Valentia GAA plea: ‘We just want to find a home for our players and look after them’
Valentia Young Islanders’ manager Fionán Murphy talks to his players before last year’s Kerry JFC match against Beale. Picture: Alan Landers
It was one of the toughest emails Deirdre Lyne has had to sign off on during her time as chairperson of Valentia Young Islanders.
Her words were part plea and part warning as rural depopulation has eventually claimed its first high-profile Kerry GAA club.
She wrote: “We are asking that the South Kerry Board help us in finding a club in South Kerry that would consider an amalgamation at senior level. We have a group of 8-10 players from 18 up that want to play senior football in 2021. We would hope a club in South Kerry would have the foresight to see that numbers are dwindling throughout South Kerry and although they may be able to field on their own in the coming year, that might not be the case in the not-too-distant future.
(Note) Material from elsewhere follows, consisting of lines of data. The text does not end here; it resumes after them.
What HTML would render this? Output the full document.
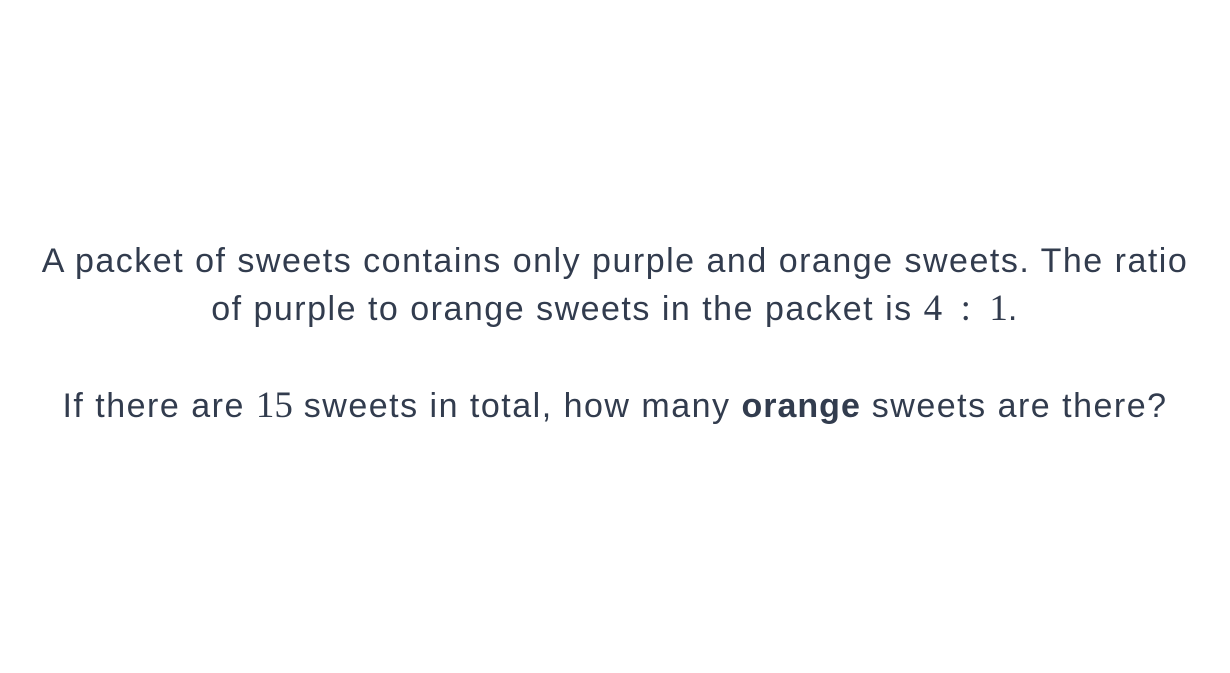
<!DOCTYPE html>
<html><head><meta charset="utf-8"><style>
html,body{margin:0;padding:0;background:#fff;}
body{width:1230px;height:673px;overflow:hidden;font-family:"Liberation Sans",sans-serif;color:#323c4e;}
.wrap{position:absolute;left:0;width:1230px;text-align:center;font-size:34px;line-height:48px;letter-spacing:1.5px;white-space:nowrap;}
.m{font-family:"Liberation Serif",serif;font-size:37px;letter-spacing:0;}
b{font-weight:bold;letter-spacing:1px;}
</style></head><body>
<div class="wrap" style="top:237px;">A packet of sweets contains only purple and orange sweets. The ratio<br>of purple to orange sweets in the packet is <span class="m">4&nbsp;&nbsp;:&nbsp;&nbsp;1</span>.</div>
<div class="wrap" style="top:382px;">If there are <span class="m">15</span> sweets in total, how many <b>orange</b> sweets are there?</div>
</body></html>
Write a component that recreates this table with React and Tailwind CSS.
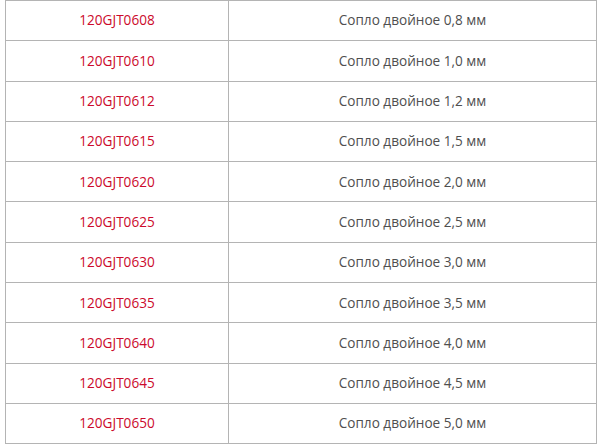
import React from 'react'

const rows = [
  ['120GJT0608', '0,8'],
  ['120GJT0610', '1,0'],
  ['120GJT0612', '1,2'],
  ['120GJT0615', '1,5'],
  ['120GJT0620', '2,0'],
  ['120GJT0625', '2,5'],
  ['120GJT0630', '3,0'],
  ['120GJT0635', '3,5'],
  ['120GJT0640', '4,0'],
  ['120GJT0645', '4,5'],
  ['120GJT0650', '5,0'],
]

export default function App() {
  return (
    <div className="w-[598px] h-[446px] bg-white pl-[5px]" style={{ fontFamily: '"Open Sans", "Noto Sans", sans-serif' }}>
      <table className="w-[592px] border-collapse text-[13.6px]">
        <tbody>
          {rows.map(([code, size]) => (
            <tr key={code} className="h-[40.3px]">
              <td className="w-[223px] border border-[#b4b4b4] text-center align-middle text-[#cc0a2c] p-0">
                {code}
              </td>
              <td className="border border-[#b4b4b4] text-center align-middle text-[#4f4f4f] p-0">
                Сопло двойное {size} мм
              </td>
            </tr>
          ))}
        </tbody>
      </table>
    </div>
  )
}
“It would be our hope that if we joined with another club that we would then be in a position to field both a senior and junior team, thus enabling both clubs to strengthen their players with junior football while also making football available to those players that may be reaching the end of their career, for those that cannot commit to a full year of football and those that are starting out at senior level.”
Lyne admits that this development did not come as a surprise. It was always a matter of when rather than if, given the club — which counts Mick O’Connell, Ger O’Driscoll, and Ger Lynch, among its famous sons — has been hanging on by its fingernails over the past decade.
The departures of former Kerry midfielder Brendan O’Sullivan (along with brother Paul) to Austin Stacks, coupled with a number of retirements, meant that they had no choice but to accept the inevitable.
Lyne explained: “It is simply a numbers game for a club like ours and we did not have the numbers. We were losing more than were coming in each year.”
She paints a picture that will strike a chord with many. “Covid papered over things last year as we had a lot more around but as lockdowns eased a lot of those players have now returned to work or have moved away again. For the last number of years, we would have 12 or 13 players and the feeling was we’d always manage to pick up the extra couple we needed to field a team. But eventually, we had to say enough was enough.”
That call to push the nuclear button was made by a core group of 10 players who contacted their chairperson last October. “They told us that they just want to play football, they want to enjoy football. They don’t want it to be a chore. They want to be training in groups of 20, not in groups of three or four. They want to go play matches, not be running and racing around trying to get bodies to field a team.”
Plans and proposals are with the divisional board, with Lyne set to talk with county officials later this week.
But surely it is a big ask for any club to agree to take on an amalgamation and all that goes with it?
Lyne accepts that point but offers a counter-point: “You can’t predict the future. Once the vaccines roll in, who is to say that there wouldn’t be a mass exodus out of clubs of young players who want to go and see the world after being cooped up at home for a year or more.
“So a club that might have 19 or 20 players now might suddenly find themselves down a couple in a few years time and in a similar position to what we are in now. We just want to find a home for our players and look after them.
“Obviously if they are scattered to different clubs it becomes harder and harder to envisage us returning ourselves so that is why we are so keen on going the amalgamation route.”
Lyne continued: “The chairman of the Kerry County Board, Tim Murphy, is from Brosna, a rural club so he knows the story. I’m sure that he also knows that this wouldn’t be the first or last of these requests he will face on his watch. Whatever the solution is here may prove to be a model to follow for the years ahead.”
Lyne doesn’t want the obituary for Valentia penned just yet. She points to the successful merging at underage level with Skellig Rangers and how these players will eventually come through.
“Valentia are not folding up the tent. If we can stay together as one entity those younger players can see something to aim to play for. We may never come back — or we might come back in droves.”